Ask to see pictures, he says. Everyone passionate about food will have pictures on their phone. But it’s not just about cooking. Far from it.

“Cooking is the easy part, but the other 75 percent of the job is managing,” says Conklin, adding that you have to ask the right questions: “‘Tell me how you are a good manager. How did you improve a bad situation in your last job?’”

And remember, managing is a little different in a hospital than in a restaurant kitchen. There’s far less yelling.

“HR is different here,” McGrody explains. “We’re bringing restaurant quality to the hospital, but we have policies and procedures. Will [restaurant chefs] understand how our world works? I’ve had pans thrown at me in restaurant kitchens. That will get you fired here.”

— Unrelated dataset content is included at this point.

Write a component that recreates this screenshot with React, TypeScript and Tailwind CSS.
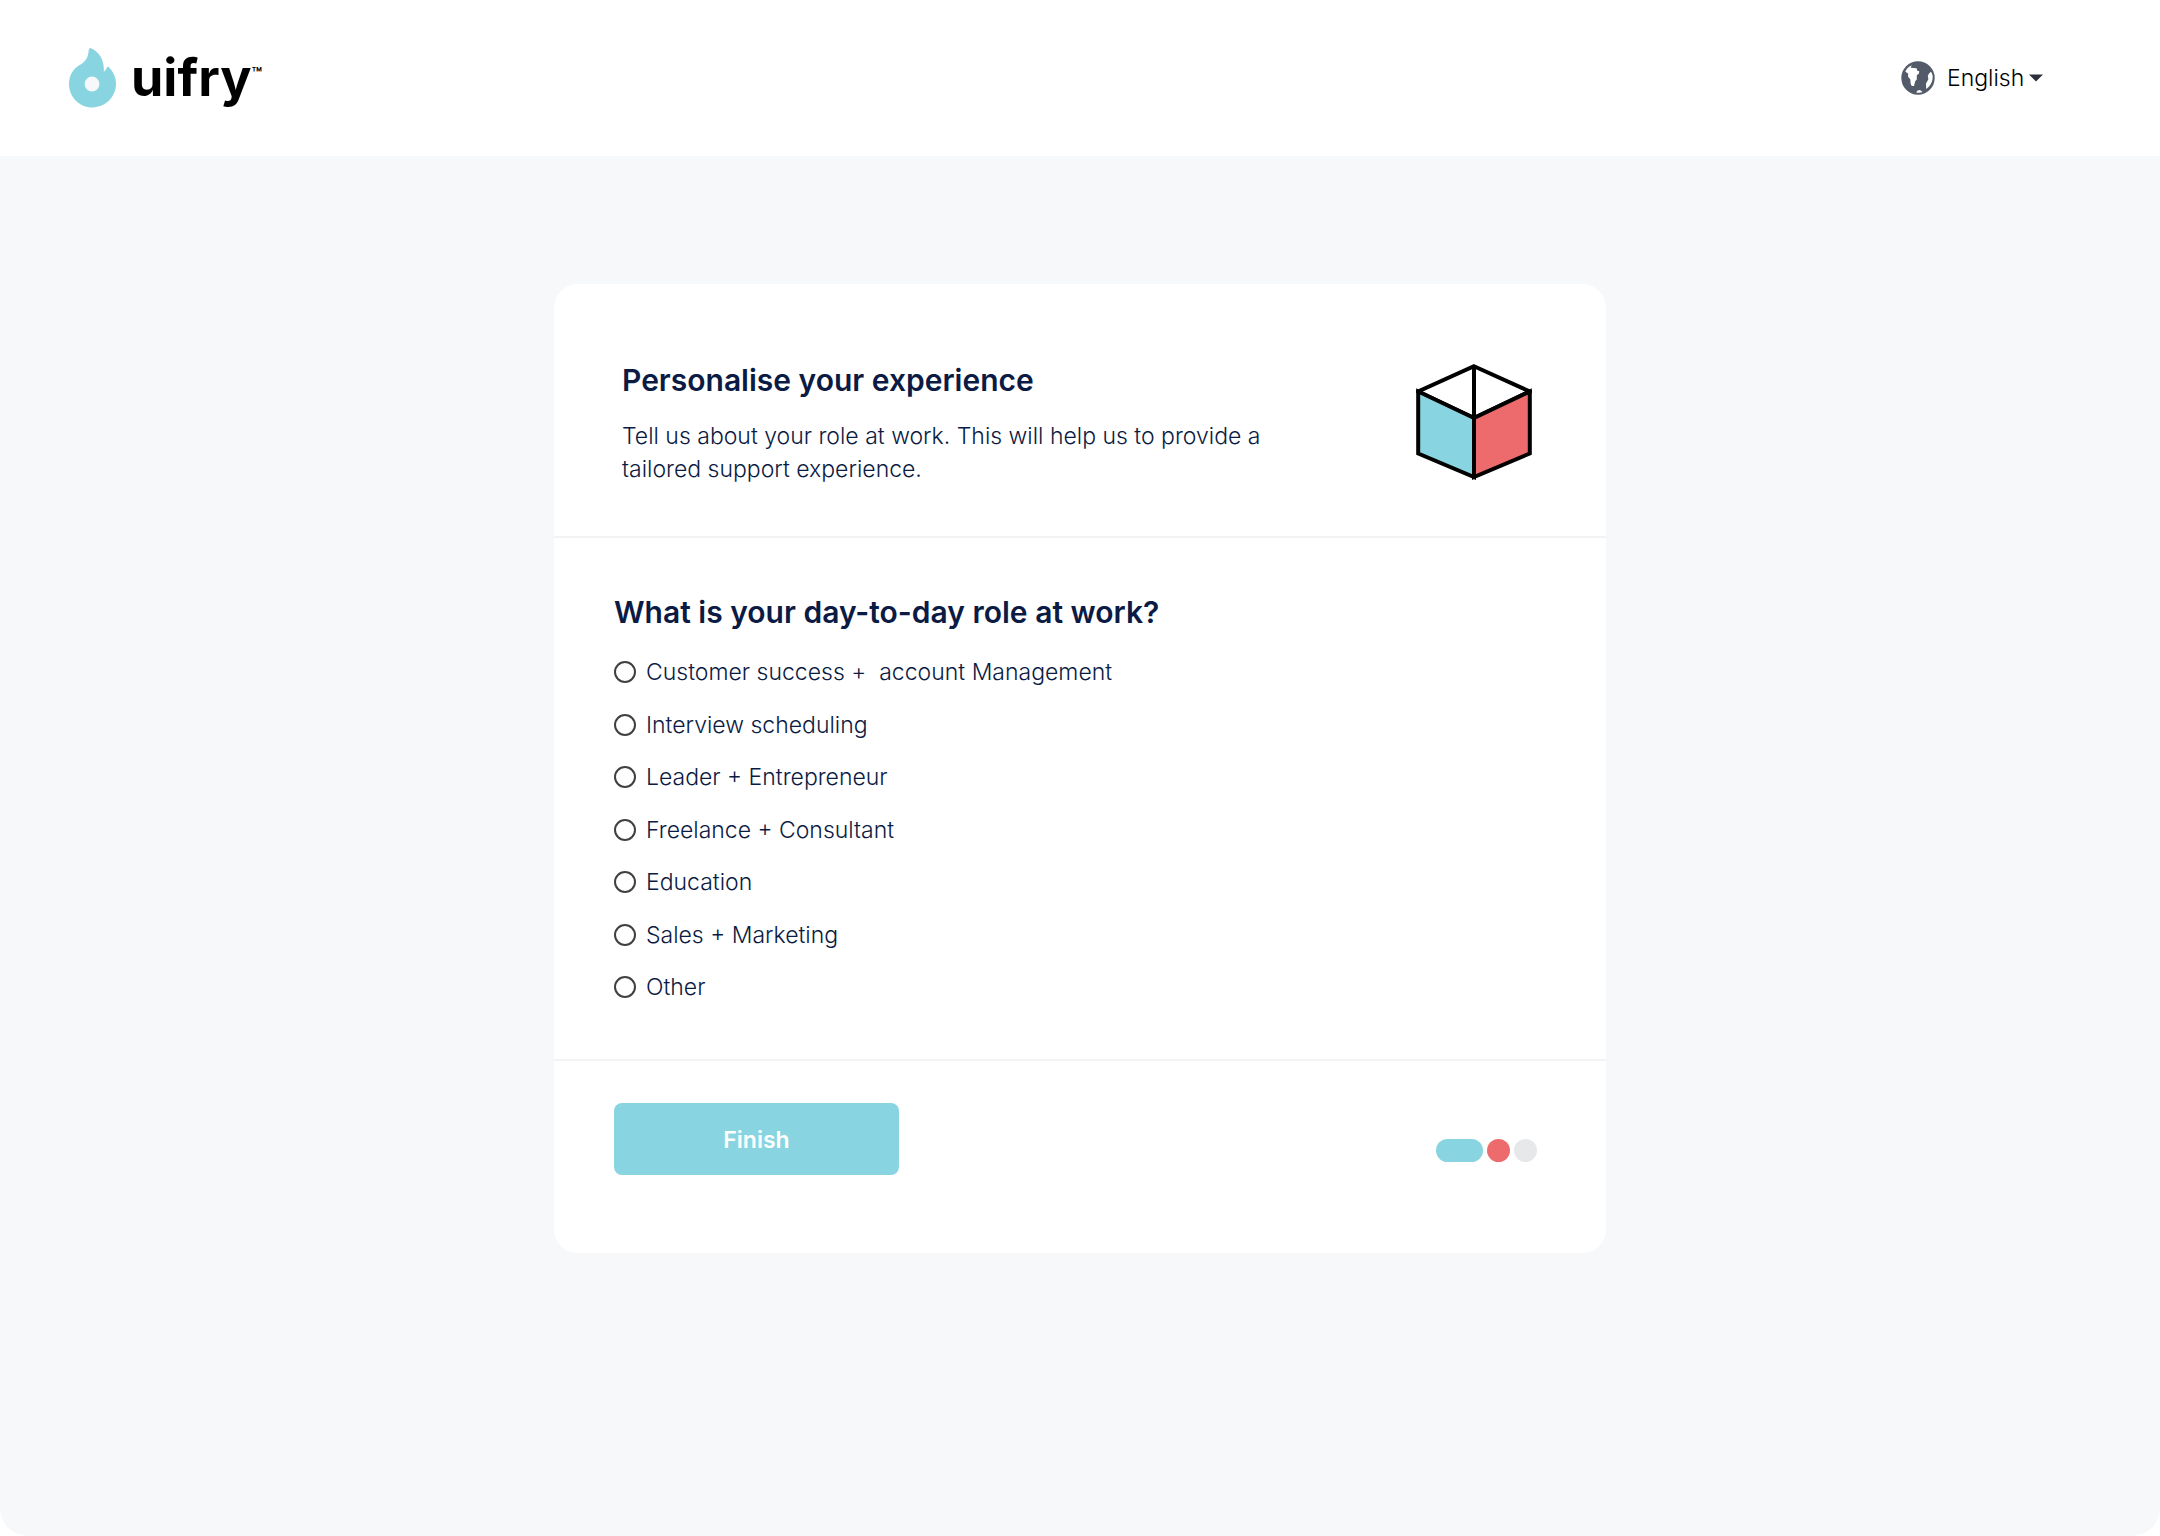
import * as React from "react";

const ROLES = [
    "Customer success +  account Management",
    "Interview scheduling",
    "Leader + Entrepreneur",
    "Freelance + Consultant",
    "Education",
    "Sales + Marketing",
    "Other",
];

function Logo() {
    return (
        <a href="#" className="flex items-center" aria-label="uifry home">
            <svg viewBox="0 0 48 60" className="w-12 h-15" aria-hidden="true">
                <path
                    fill="#88d5e1"
                    d="M20.6 .6C20.8 .1 21.4 0 22 .2C30 3.4 35.5 12 34.9 23.8C36.4 22.6 37.2 21 37.9 19.5C38.3 18.7 39.2 18.6 39.9 19.3C44.3 23.8 47 29.3 47 35.6C47 49 36.5 59.4 23.5 59.4S0 49 0 35.9C0 27 4.6 19.6 12.5 16C17.7 12.8 19.6 7 19.6 2.6C19.7 1.8 20.3 1.2 20.6 .6Z"
                />
                <circle cx="23" cy="36" r="7.4" fill="#f7f8fa" />
            </svg>
            <span className="ml-3.5 text-[52px] leading-[60px] font-bold text-black">uifry</span>
            <span className="mb-2 text-[17px] leading-4 font-semibold text-black">™</span>
        </a>
    );
}

function GlobeIcon() {
    return (
        <svg viewBox="0 0 34 34" className="w-[34px] h-[34px]" aria-hidden="true">
            <circle cx="17" cy="17" r="16.7" fill="#535b6b" />
            <path
                fill="#fff"
                d="M4.3 10.8C5 8.5 7.5 5.5 10.8 4.3L9.6 6.8L15.6 7.2L16.3 9.8L18.2 10.2L18 12.6L15.8 14.2L15.8 18.5L14.2 20.2L13 24.9L10.8 25L9.6 22.8L9.4 18.6L7 15.6L7.2 12.6Z"
            />
            <path
                fill="#fff"
                d="M30 10.8L28 12.6L26.8 15L27.4 18.2L25 22.5L25.2 28C29.5 25.5 32.2 20 31.6 14.6C31.3 13 30.8 12 30 10.8Z"
            />
            <path fill="#fff" d="M15.2 31.4L16.6 29.5L19 29L20.6 30.3L21.4 31.2C19.5 31.8 17 31.8 15.2 31.4Z" />
        </svg>
    );
}

function CubeIcon() {
    return (
        <svg viewBox="0 0 116 116" className="w-[116px] h-[116px] shrink-0" aria-hidden="true">
            <g stroke="#000" strokeWidth="4" strokeLinejoin="miter">
                <path fill="#fff" d="M58 2.2L113.8 27.5L58 54L2.2 27.5Z" />
                <path fill="#88d5e1" d="M2.2 27.5L58 54V113L2.2 89.5Z" />
                <path fill="#ed6b6d" d="M113.8 27.5L58 54V113L113.8 89.5Z" />
                <path fill="none" d="M58 2.2V54" />
            </g>
        </svg>
    );
}

function LanguageSelect() {
    return (
        <label className="flex items-center">
            <GlobeIcon />
            <select
                aria-label="Language"
                className="ml-3 appearance-none bg-transparent text-[23px] leading-8 font-light text-black"
            >
                <option>English</option>
            </select>
            <svg viewBox="0 0 14 8" className="ml-1 w-3.5 h-2" aria-hidden="true">
                <path fill="#2b303b" d="M0 .5H14L7 7.5Z" />
            </svg>
        </label>
    );
}

export default function App() {
    const [role, setRole] = React.useState("");

    return (
        <div className="min-h-screen flex flex-col bg-white font-['Inter',sans-serif] text-[#0b1b43]">
            <header className="flex items-center justify-between pl-[69px] pr-[117px] py-12">
                <Logo />
                <LanguageSelect />
            </header>

            <main className="flex-1 px-6 pt-32 pb-16 rounded-b-[28px] bg-[#f7f8fa]">
                <form
                    className="mx-auto max-w-[1052px] rounded-3xl bg-white"
                    onSubmit={(e) => e.preventDefault()}
                >
                    <section className="flex items-start justify-between pl-[68px] pr-[74px] pt-20 pb-[50px] border-b-2 border-[#f3f3f4]">
                        <div className="max-w-[640px]">
                            <h1 className="text-[30px] leading-8 font-semibold">Personalise your experience</h1>
                            <p className="mt-6 text-[23px] leading-[33px] font-light">
                                Tell us about your role at work. This will help us to provide a tailored support
                                experience.
                            </p>
                        </div>
                        <CubeIcon />
                    </section>

                    <fieldset className="px-[60px] pt-14 pb-[58px] border-b-2 border-[#f3f3f4]">
                        <legend className="float-left text-[30px] leading-9 font-semibold">
                            What is your day-to-day role at work?
                        </legend>
                        <div className="clear-both pt-7">
                            <div className="flex flex-col justify-between min-h-[343px]">
                                {ROLES.map((item) => (
                                    <label
                                        key={item}
                                        className="flex items-center gap-2.5 text-[23px] leading-7 font-light whitespace-pre"
                                    >
                                        <input
                                            type="radio"
                                            name="role"
                                            value={item}
                                            checked={role === item}
                                            onChange={() => setRole(item)}
                                            className="appearance-none w-[22px] h-[22px] rounded-full border-2 border-black/75 checked:border-[6px]"
                                        />
                                        {item}
                                    </label>
                                ))}
                            </div>
                        </div>
                    </fieldset>

                    <footer className="flex items-start justify-between pl-[60px] pr-[69px] pt-[42px] pb-[78px]">
                        <button
                            type="submit"
                            className="w-[285px] h-[72px] pt-0.5 rounded-lg bg-[#88d5e1] text-[23px] font-semibold text-white"
                        >
                            Finish
                        </button>
                        <div className="mt-9 flex items-center gap-1">
                            <span className="w-[47px] h-[23px] rounded-full bg-[#88d5e1]" />
                            <span className="w-[23px] h-[23px] rounded-full bg-[#ed6b6d]" />
                            <span className="w-[23px] h-[23px] rounded-full bg-[#e7e8ea]" />
                        </div>
                    </footer>
                </form>
            </main>
        </div>
    );
}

Gee said a good rule when hiring an executive chef is they must have at least five years experience as a sous chef.

How to find qualified candidates?

Strategic partnerships, says Gee. Use the chefs from your local association chapter as guides.

“We all know people,” he says. And beyond that, vendors can be a great source. “They go into every kitchen and know who’s good, who’s not and who’s unhappy in their jobs.”

Conklin says a help-wanted ad can work, but it must be done right. If you’re going to put an ad online or in the local newspaper, it better not say “Hiring Hospital Chef.”

If you do, you’ll end up with a hospital chef.

“The ad should say something like ‘Reinventing Hospital Food: Up For the Challenge?’ You want to attract restaurant and hotel chefs,” he says.

McGrody says another key is paying them at that level. Human resource departments must understand and be willing to slot their salaries at comparable levels to local restaurants and hotels, not other hospitals.